In deze zaak heeft de Rechtbank Den Haag op 6 januari 2015 uitspraak gedaan in een geschil over de aanslag erfbelasting die aan eiseres was opgelegd door verweerder. De zaak betreft de nalatenschap van de heer [eiseres], die op 27 januari 2011 is overleden. Eiseres, een van de erfgenamen, heeft beroep ingesteld tegen de aanslag die verweerder op 26 november 2013 heeft opgelegd, waarbij verweerder een fictieve verkrijging van € 375.000 in aanmerking heeft genomen op basis van artikel 10 van de Successiewet 1956. Eiseres betwist deze fictieve verkrijging en stelt dat er over de gehele periode van de schuldigerkenning rente is betaald, waardoor de aanslag onterecht is opgelegd.
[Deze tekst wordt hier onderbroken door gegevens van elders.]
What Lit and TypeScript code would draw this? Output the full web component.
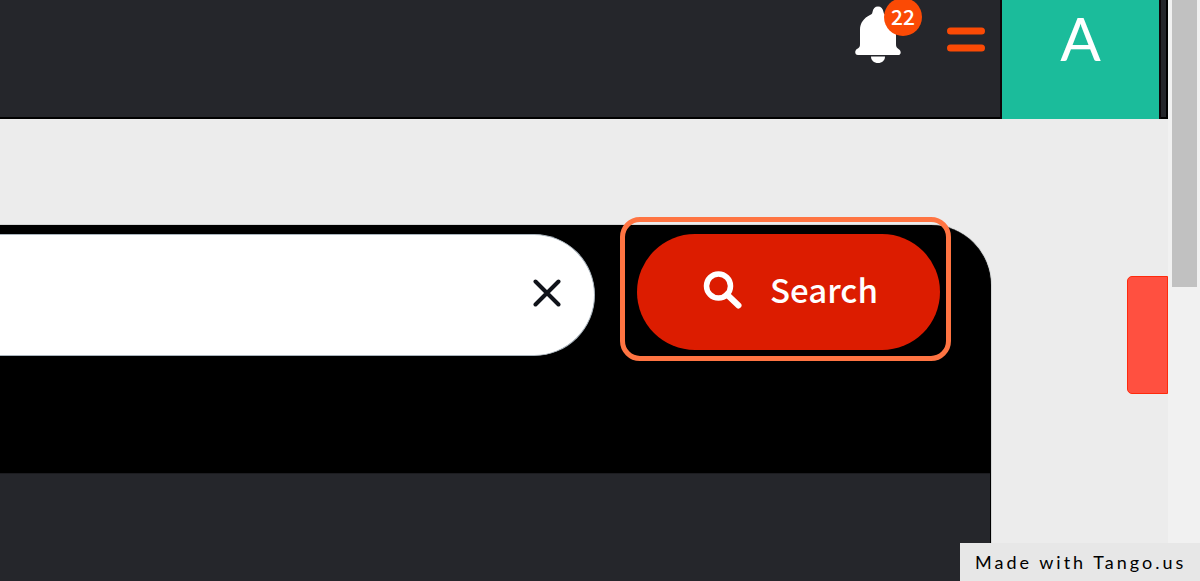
import { LitElement, html, css } from "lit";
import { customElement, property, state } from "lit/decorators.js";

@customElement("top-bar")
class TopBar extends LitElement {
  @property({ type: Number }) notifications = 22;
  @property() initial = "A";

  static styles = css`
    :host { display: block; }
    .bar {
      display: flex;
      justify-content: flex-end;
      height: 119px;
      box-sizing: border-box;
      padding-right: 5px;
      background: #25262b;
      border-bottom: 2px solid #000;
      border-right: 2px solid #000;
    }
    button {
      border: 0;
      padding: 0;
      margin: 0;
      background: none;
      cursor: pointer;
    }
    .bell {
      position: relative;
      width: 46px;
      height: 64px;
      margin-right: 46px;
    }
    .menu { width: 38px; height: 78px; margin-right: 15px; }
    svg { display: block; }
    .bell svg { margin-top: 6px; }
    .badge {
      position: absolute;
      left: 29px;
      top: -2px;
      width: 38px;
      height: 38px;
      border-radius: 50%;
      background: #fb4a05;
      color: #fff;
      font: 500 21px/36px "Noto Sans CJK SC", sans-serif;
      text-align: center;
    }
    .avatar {
      width: 161px;
      height: 119px;
      box-sizing: border-box;
      border: solid #0d0508;
      border-width: 0 2px;
      background: #1bbc9b;
      color: #fff;
      font: 400 60px/76px Lato, sans-serif;
      display: flex;
      justify-content: center;
      align-items: flex-start;
    }
  `;

  render() {
    return html`
      <header class="bar">
        <button class="bell" aria-label="Notifications">
          <svg width="46" height="58" viewBox="0 0 46 58" fill="#fff" aria-hidden="true">
            <path d="M23 0.500c-3 0-5 2-5.500 5.500-.3 1.800-1 2.300-2.500 3C9 12 5 17 5 23.500V38c0 2.500-.5 3.800-3 5C-.5 44.500-.5 49 3 49h40c3.500 0 3.500-4.500.5-6C41.500 41.800 41 40.500 41 38V23.500C41 17 37 12 31 9c-1.500-.7-2.200-1.200-2.500-3C28 2.500 26 .5 23 .5z" />
            <path d="M16 50.500h14c0 4-3 6.500-7 6.500s-7-2.500-7-6.500z" />
          </svg>
          <span class="badge">${this.notifications}</span>
        </button>
        <button class="menu" aria-label="Menu">
          <svg width="38" height="78" viewBox="0 0 38 78" stroke="#fb4a05" stroke-width="7" stroke-linecap="round" aria-hidden="true">
            <path d="M3.500 31h31M3.500 48h31" />
          </svg>
        </button>
        <button class="avatar" aria-label="Account ${this.initial}">${this.initial}</button>
      </header>
    `;
  }
}

@customElement("search-card")
class SearchCard extends LitElement {
  @state() private query = "";

  static styles = css`
    :host { display: flex; }
    .card {
      flex: 1;
      display: flex;
      flex-direction: column;
      background: #000;
      border-radius: 0 60px 0 0;
      border-right: 1px solid #000;
      box-shadow: 0 0 0 1px #d4d6d6;
      overflow: hidden;
    }
    .row {
      display: flex;
      align-items: flex-start;
      gap: 42px;
      height: 248px;
      box-sizing: border-box;
      padding: 9px 50px 0 0;
    }
    .field {
      flex: 1;
      display: flex;
      align-items: center;
      height: 122px;
      box-sizing: border-box;
      padding-right: 33px;
      background: #fff;
      border: 1px solid #a9b4bd;
      border-left: 0;
      border-radius: 0 61px 61px 0;
    }
    input {
      flex: 1;
      min-width: 0;
      height: 100px;
      border: 0;
      padding: 0 24px;
      outline: 0;
      background: none;
      font: 33px "Noto Sans CJK SC", sans-serif;
    }
    button { border: 0; padding: 0; cursor: pointer; }
    svg { display: block; }
    .clear { background: none; padding-bottom: 4px; }
    .search {
      display: flex;
      align-items: center;
      gap: 28px;
      width: 303px;
      height: 116px;
      padding-left: 66px;
      border-radius: 58px;
      background: #dc1c00;
      color: #fff;
      font: 500 33px/48px "Noto Sans CJK SC", sans-serif;
    }
    .search span { padding-bottom: 6px; }
    .search svg { margin-bottom: 4px; }
    .results { flex: 1; background: #25262b; border-top: 1px solid #1c1c20; }
  `;

  render() {
    return html`
      <section class="card">
        <form class="row" @submit=${(e: Event) => e.preventDefault()}>
          <div class="field">
            <input
              type="text"
              aria-label="Search"
              .value=${this.query}
              @input=${(e: Event) => (this.query = (e.target as HTMLInputElement).value)}
            />
            <button class="clear" type="button" aria-label="Clear" @click=${() => (this.query = "")}>
              <svg width="28" height="28" viewBox="0 0 28 28" stroke="#10131a" stroke-width="4" stroke-linecap="round" aria-hidden="true">
                <path d="M2.500 2.500l23 23M25.500 2.500l-23 23" />
              </svg>
            </button>
          </div>
          <button class="search" type="submit">
            <svg width="39" height="38" viewBox="0 0 39 38" fill="none" stroke="#fff" aria-hidden="true">
              <circle cx="15.500" cy="15" r="12" stroke-width="5.500" />
              <path d="M24 23.500L35.500 34.500" stroke-width="6" stroke-linecap="round" />
            </svg>
            <span>Search</span>
          </button>
        </form>
        <div class="results"></div>
      </section>
    `;
  }
}

@customElement("app-root")
class AppRoot extends LitElement {
  static styles = css`
    :host {
      display: grid;
      grid-template-columns: 1fr 32px;
      min-height: 100vh;
      position: relative;
      overflow: hidden;
      background: #ececec;
    }
    .page { display: flex; flex-direction: column; min-width: 0; }
    .content { flex: 1; display: flex; padding-top: 106px; gap: 136px; }
    .main { flex: 1; position: relative; display: flex; min-width: 0; }
    search-card { flex: 1; min-width: 0; }
    .highlight {
      position: absolute;
      top: -8px;
      right: 40px;
      width: 331px;
      height: 144px;
      box-sizing: border-box;
      border: 5px solid #ff7442;
      border-radius: 20px;
      pointer-events: none;
    }
    .tab {
      width: 41px;
      height: 118px;
      margin-top: 51px;
      padding: 0;
      box-sizing: border-box;
      background: #ff5040;
      border: 1px solid #ff2a0c;
      border-radius: 5px 0 0 5px;
    }
    .scroll { background: #f1f1f1; padding: 0 3px 0 4px; }
    .thumb { height: 287px; background: #c1c1c1; }
    .credit {
      position: absolute;
      right: 0;
      bottom: 0;
      width: 240px;
      height: 38px;
      box-sizing: border-box;
      padding-left: 15px;
      background: #e7e7e7;
      color: #000;
      font: 400 18px/38px Lato, sans-serif;
      letter-spacing: 3px;
      white-space: nowrap;
    }
  `;

  render() {
    return html`
      <div class="page">
        <top-bar></top-bar>
        <main class="content">
          <div class="main">
            <search-card></search-card>
            <div class="highlight"></div>
          </div>
          <button class="tab" aria-label="Feedback"></button>
        </main>
      </div>
      <div class="scroll"><div class="thumb"></div></div>
      <footer class="credit">Made with Tango.us</footer>
    `;
  }
}
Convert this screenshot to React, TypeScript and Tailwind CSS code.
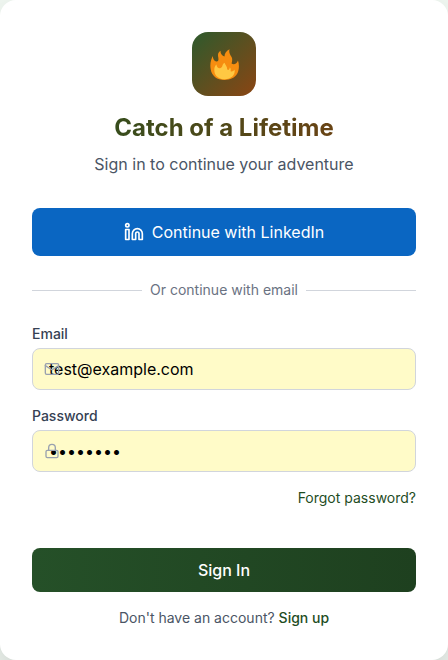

De rechtbank heeft vastgesteld dat erflater en zijn echtgenote bij notariële akte van 23 maart 2007 aan hun kinderen een bedrag van € 750.000 schuldig hebben erkend ten titel van schenking. De rechtbank heeft de argumenten van eiseres en verweerder tegen elkaar afgewogen. Eiseres voerde aan dat er over de periode van 23 maart 2007 tot en met 31 maart 2011 rente is betaald, en dat de aanslag dus niet op een fictieve verkrijging gebaseerd kan zijn. Verweerder stelde daarentegen dat erflater geen rente heeft betaald over de periode van 23 maart 2007 tot en met 31 maart 2007, en dat de aanslag derhalve terecht was opgelegd.
De rechtbank oordeelde dat de eerste rentebetaling van € 45.000 op 29 maart 2007 betrekking had op de periode vanaf de datum van opstellen van de akte tot en met 31 maart 2008. De rechtbank concludeerde dat de betaling van rente door erflater de norm in artikel 10 van het Besluit overtrof, waardoor er geen sprake was van een fictieve verkrijging. De rechtbank verklaarde het beroep gegrond, vernietigde de uitspraak op bezwaar en verminderde de aanslag tot een belastbare verkrijging van € 107.236. Tevens werd verweerder veroordeeld in de proceskosten van eiseres tot een bedrag van € 547,50.